By Robert Baker
“Our school does not have a real honor system. So why have it at all?” Bryan Grover ‘14 asked this arresting question in a column from the Oct. 18 issue of the Concordiensis. As chair of the committee that initiated Union’s honor code let me express my appreciation to Mr. Grover for raising this question, and also for voicing his objection to writing the honor code statement (“I affirm that I have carried out my academic endeavors with full academic honesty”) on exams. Grover remarks, “This statement is supposed to be a new step toward ensuring that my peers and I don’t cheat…I wonder how many cheating students actually think twice about it due to this statement?”
I am happy to assure Mr. Grover that Union’s honor code is “real” precisely because it was not imposed on students by the administration and the faculty. Engineering students proposed an honor code; a student, faculty and administration committee drafted it and the Student Forum and Union faculty approved the final draft. It took a great deal of time to put this code together, but in the end we have a communal code accepted by the entire campus community.
Students’ personal affirmations, their promise to respect the code of academic conduct, puts the “honor” in honor code. Grover suggests that personal affirmations, signatures, promises and the like are irrelevant. However, the evidence is that when colleges introduce a modern honor code, i.e. a student-faculty-drafted-and-approved code of conduct, enforced by a student-majority honor council and affirmed in a pledge, cheating at that institution decreases by about one-third.

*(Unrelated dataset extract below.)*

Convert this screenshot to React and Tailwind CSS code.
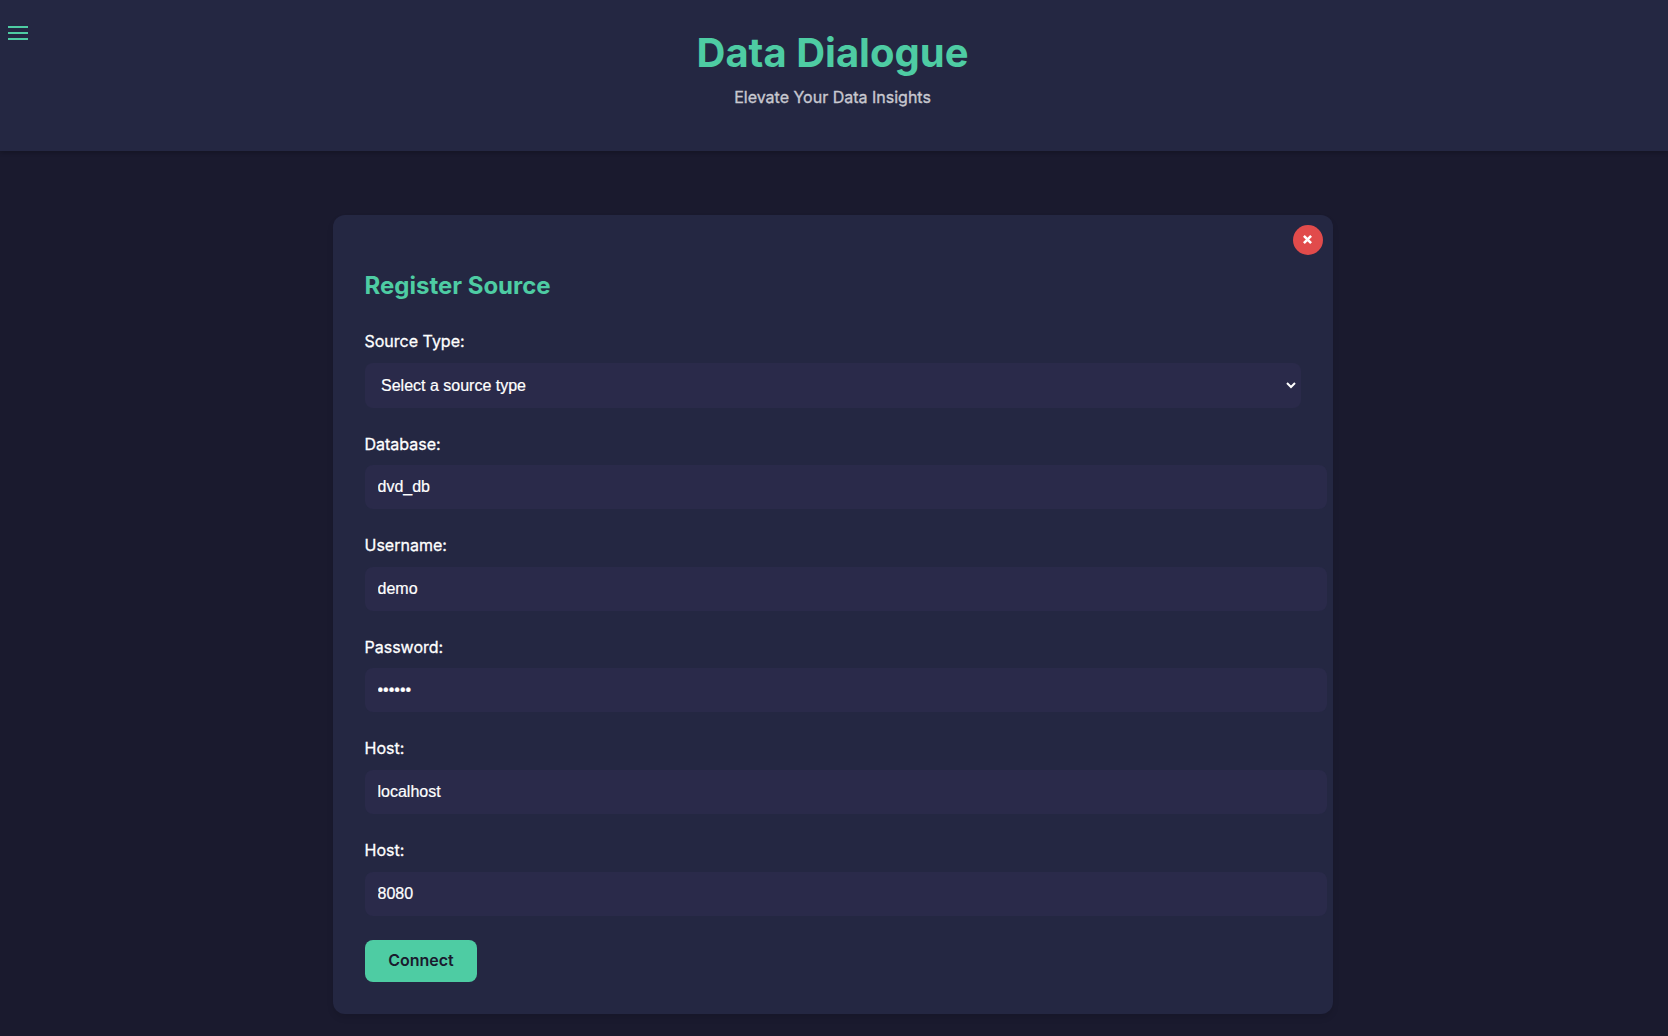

Grover also complains that he hasn’t noticed a difference in Union’s academic climate. His claim is belied by the fact that he and I are discussing an honor code and the importance of academic integrity in the Concordiensis—a discussion notably absent from the Concordy before students and faculty began working on an honor code. Had Grover been accused of breaching academic integrity he would have noticed a major difference in the academic climate because the accusation against him would now be heard by a student majority honor council, chaired by a student, and they would weigh the evidence of whether he breached the code.
Union’s honor code has been in operation for less than 100 days. We are just starting! Give us a little more time, Mr. Grover, and you and every other student on campus will soon appreciate that Union is now one of the select 100 American colleges with an honor code.